A concussion is a type of TBI caused by a bump, blow, or jolt to the head or by a hit to the body that causes the head and brain to move rapidly back and forth. This can cause the brain to bounce around or twist in the skull, creating chemical changes in the brain and sometimes stretching and damaging brain cells. The effects can be serious and long-lasting. Team and contact sports such as football and ice hockey have the highest incidence of concussion.

While more awareness of sports-related concussions has increased public concern, a recent study examined attitudes and practices of pediatricians toward sports-related head trauma and youth participation in tackle football and hockey. The Journal of Pediatrics reports that a respondent-anonymous electronic survey was distributed to members of the American Academy of Pediatrics Section of Bioethics, Council on Injury, Violence, and Poison Prevention, and Council on Sports Medicine and Fitness. Of 791 eligible pediatricians, 227 responded. Of the respondents, 85 percent treat sports-related concussions. Overall, 77 percent of the pediatricians surveyed would not allow their son to play tackle football and 35 percent and 34 percent would not allow their son or daughter, respectively, to participate in ice hockey. And, 48 percent of the pediatricians were in favor of counseling others against youth participation in full-contact sports.

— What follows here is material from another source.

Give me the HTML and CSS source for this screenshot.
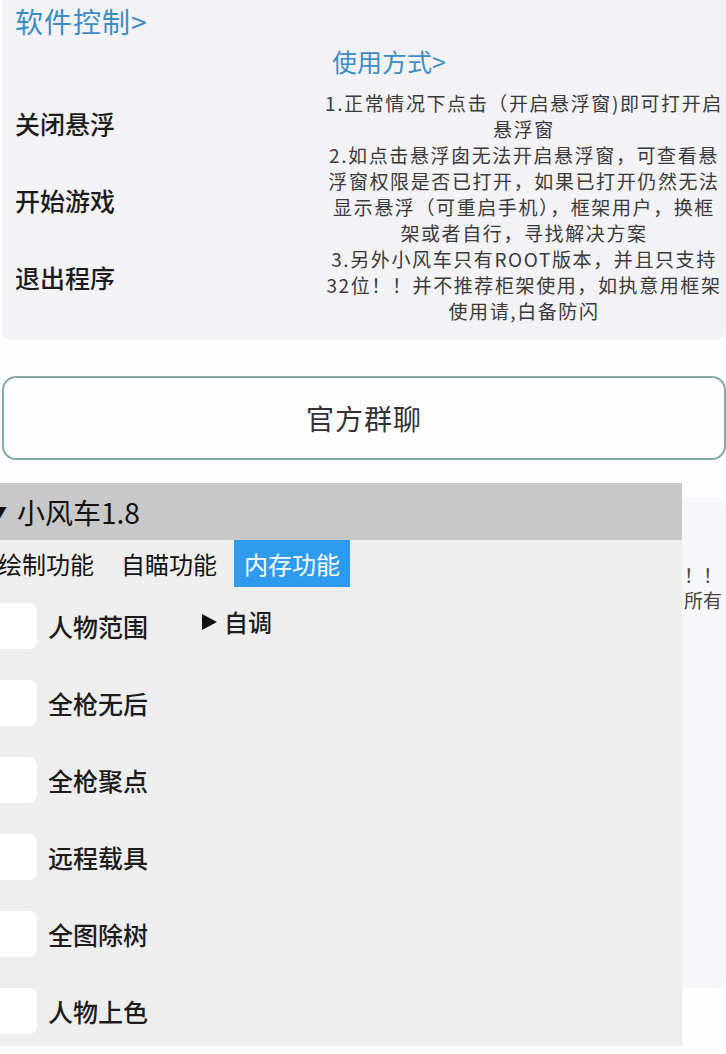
FILE: index.html
```html
<!DOCTYPE html>
<html lang="zh-CN">
<head>
  <meta charset="UTF-8">
  <meta name="viewport" content="width=device-width, initial-scale=1.0">
  <title>小风车</title>
  <link rel="stylesheet" href="styles.css">
</head>
<body>

  <div class="page">
    <section class="panel control">
      <h2 class="panel-title">软件控制&gt;</h2>
      <div class="panel-body">
        <ul class="actions">
          <li>关闭悬浮</li>
          <li>开始游戏</li>
          <li>退出程序</li>
        </ul>
        <div class="usage">
          <h3 class="usage-title">使用方式&gt;</h3>
          <p class="usage-text">1.正常情况下点击（开启悬浮窗)即可打开启<br>悬浮窗<br>2.如点击悬浮囱无法开启悬浮窗，可查看悬<br>浮窗权限是否已打开，如果已打开仍然无法<br>显示悬浮（可重启手机），框架用户，换框<br>架或者自行，寻找解决方案<br>3.另外小风车只有ROOT版本，并且只支持<br>32位！！并不推荐柜架使用，如执意用框架<br>使用请,白备防闪</p>
        </div>
      </div>
    </section>

    <button class="group-btn">官方群聊</button>

    <section class="panel notice">
      <p class="notice-text">！！<br>所有</p>
    </section>
  </div>

  <!-- floating menu window -->
  <div class="menu">
    <div class="menu-head"><span class="arrow">▼</span>小风车1.8</div>
    <div class="tabs">
      <span class="tab">绘制功能</span>
      <span class="tab">自瞄功能</span>
      <span class="tab active">内存功能</span>
    </div>
    <ul class="options">
      <li><span class="check"></span>人物范围<span class="sub"><i class="tri"></i>自调</span></li>
      <li><span class="check"></span>全枪无后</li>
      <li><span class="check"></span>全枪聚点</li>
      <li><span class="check"></span>远程载具</li>
      <li><span class="check"></span>全图除树</li>
      <li><span class="check"></span>人物上色</li>
    </ul>
  </div>

</body>
</html>
```

FILE: styles.css
```css
body {
  margin: 0;
  height: 1054px;
  background: #fdfcfe;
  font-family: 'Noto Sans CJK SC', 'Noto Sans', sans-serif;
  color: #222;
  overflow: hidden;
  position: relative;
}

.page {
  padding-left: 2px;
}

.panel {
  background: #f3f2f5;
  border-radius: 0 0 10px 10px;
}

/* top control card */
.control {
  padding: 5px 0 16px 13px;
}

.panel-title {
  margin: 0;
  font-size: 28px;
  font-weight: 400;
  line-height: 32px;
  letter-spacing: 1px;
  color: #3c8dc5;
}

.panel-body {
  display: grid;
  grid-template-columns: 1fr 404px;
}

.actions {
  list-style: none;
  margin: 0;
  padding: 71px 0 0 0;
  display: flex;
  flex-direction: column;
  gap: 47px;
}

.actions li {
  font-size: 25px;
  line-height: 30px;
  font-weight: 500;
  color: #1c1c1c;
}

.usage-title {
  margin: 9px 0 0 10px;
  font-size: 25px;
  font-weight: 400;
  line-height: 30px;
  color: #3c8dc5;
}

.usage-text {
  margin: 14px 0 0 0;
  font-size: 19px;
  line-height: 26px;
  letter-spacing: 1.6px;
  text-align: center;
  white-space: nowrap;
  color: #3a3a3a;
}

.group-btn {
  display: block;
  width: 724px;
  height: 84px;
  margin-top: 36px;
  background: #fefefe;
  border: 2px solid #86aba7;
  border-radius: 14px;
  font-family: inherit;
  font-size: 28px;
  letter-spacing: 1px;
  color: #333;
}

/* card behind the floating window */
.notice {
  margin-top: 37px;
  height: 491px;
  border-radius: 10px;
  background: #f7f6f8;
  padding-top: 65px;
  box-sizing: border-box;
}

.notice-text {
  margin: 0 0 0 682px;
  font-size: 19px;
  line-height: 25px;
  color: #444;
}

/* floating window */
.menu {
  position: absolute;
  top: 483px;
  left: -12px;
  width: 694px;
  height: 563px;
  background: #efeeef;
}

.menu-head {
  height: 57px;
  background: #c9c8c9;
  padding-left: 3px;
  display: flex;
  align-items: center;
  font-size: 28px;
  color: #111;
}

.arrow {
  font-size: 16px;
  margin-right: 10px;
}

.tabs {
  display: flex;
  gap: 7px;
  height: 47px;
  align-items: stretch;
}

.tab {
  display: flex;
  align-items: center;
  padding: 0 10px;
  font-size: 24px;
  color: #111;
}

.tab.active {
  background: #2f9bef;
  color: #fff;
}

.options {
  list-style: none;
  margin: 16px 0 0 0;
  padding: 0 0 0 3px;
  display: flex;
  flex-direction: column;
  gap: 31px;
}

.options li {
  display: flex;
  align-items: center;
  height: 46px;
  font-size: 25px;
  font-weight: 500;
  color: #1c1c1c;
}

.check {
  width: 46px;
  height: 46px;
  background: #fff;
  border-radius: 8px;
  margin-right: 11px;
}

.sub {
  align-self: flex-start;
  display: flex;
  align-items: center;
  margin: 0 0 0 54px;
  font-size: 24px;
  line-height: 38px;
}

/* small right-pointing triangle */
.tri {
  width: 0;
  height: 0;
  border-top: 8px solid transparent;
  border-bottom: 8px solid transparent;
  border-left: 15px solid #111;
  margin-right: 7px;
}
```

Meanwhile, the CDC has instituted a program designed to inform parents, athletes, and coaches about concussions during sports play. The Heads UP program focuses on education and training to recognize, respond to, and minimize the risk of concussion or other serious brain injury. In addition, all 50 states and the District of Columbia have now passed so-called “Return-to-Play” legislation to address sports-related concussions in children. The laws address education or training on concussion recognition and appropriate responses.